Before there was labeling.
Take a moment and think back to your childhood. Regardless of the conditions, you can probably remember a time when you were just you. Your goal was to play, to have fun, to learn about what was interesting to you, to participate in activities that were fun to you, you were kind just because, you didn’t categorize other people, and you didn’t label yourself. Really take a moment, close your eyes and remember. How does it feel? FREE? Limitless? Exciting? Fresh?
The beginning of labeling.
Fast-forward to where things started to get a little confusing. People around you started using terms such as black, white, girl, boy, young, old, democrat, republican, pretty, ugly, smart, happy, moody, mean, nice, athletic, nerdy, compulsive, depressed, survivor, victim, hero, villain, bad, good, and the list goes on and on and on. You started labeling things in your life that you saw so that you could understand them. You started taking on the labels that people were assigning you.
People have become so focused on labeling that it has gotten in the way of us finding our true identities.
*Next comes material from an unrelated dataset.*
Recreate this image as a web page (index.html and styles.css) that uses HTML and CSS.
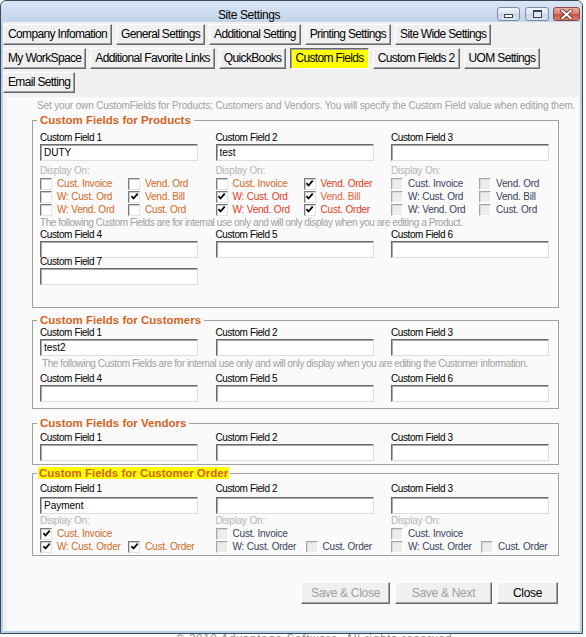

The definition of identity is defined as: the distinguishing character or personality of an individual. When we label people, it becomes difficult to distinguish them as individuals. This is the issue when we are discussing topics like sexual orientation, gender, racial identity, socioeconomic status, age, and many others. Honestly, why does it matter? What does it have to do with who you really are? Why can’t you just be you, someone who likes a whole bunch of things and has a whole lot of different personality components? Someone who is NOT in any box.
Boxes don’t exist.
People do not fit in boxes. By continuing this excess use of the labeling we are discouraging people from discovering their identities and interests. People who look a certain way are assumed to act a certain way, people think they’re superior because of some label, people feel inferior because of a label, we start believing we can’t just be ourselves.
Let go of labels.
If we put down the label-maker we might actually get to know ourselves and understand people for who they are. Yes, it’s nice to feel like you fit in somewhere, but don’t fit in because you have similar labels. Find your niche based on who you really are and what you really need and want. Just be yourself.
Labels and self-esteem.
If you allow someone else’s label to dictate who you are, your self-esteem could be taking a massive hit. People sticking labels on you cuts off all the other elements of what and who you are because it can only deal with the black and white. You may believe that is all there is to you, or that you must be that way if people see it that way, or that you can’t be the person you really want to be because that doesn’t exist.
People inevitably construct identities based on what other people say. When you are labeled it becomes likely you think this is inherently who you are creating a self-fulfilling prophecy (because you expect something to happen or be true, you unknowingly make it come true). This reinforces the idea that “I am this type of person that is unchanging”, when in fact who you are can and absolutely does change.
Living without labels.
Not only do labels limit who you believe you are, but they limit how you see the world. As Eckhart Tolle writes in his book A New Earth: “the quicker you are in attaching verbal or mental labels to things, people, or situations, the more shallow and lifeless your reality becomes, and the more deadened you become to reality, the miracle of life that continuously unfolds within and around you.”
Life is a miracle, you are a miracle. And yet so many of us have become deadened to this simple idea. We mistakenly believe that because we know the word for items – a bird, a tree, a stone, a human being, etc – that we actually know these items. Nothing could be further from the truth. Even the most common everyday items hold unfathomable depth.
In many ways, living without labels is about seeing the world as a young child would. When you were a young child, you wouldn’t have covered up with world with words and labels. This is something you learned to do. Kids don’t simply attach a label to items or people and quickly move on to something else. Instead they will pick items up, look at them intently and turn them over continuously in their hands. Tolle writes: “when you look at it or hold it and let it be without imposing a word or mental label on it, a sense of awe, of wonder, arrives within you.”
Letting go of labels produces appreciation.
When you stop labeling yourself, others, and everything around you appreciation naturally flows. You see yourself, others, and the world differently. You don’t assume you already know who they are, you begin to see the beauty in everything, and appreciation of yourself, others, and the world is the result. No two people are the same. Everything and everyone holds beauty, importance, value, worth, stories, and dreams.
Change how you see yourself and the world and everything changes.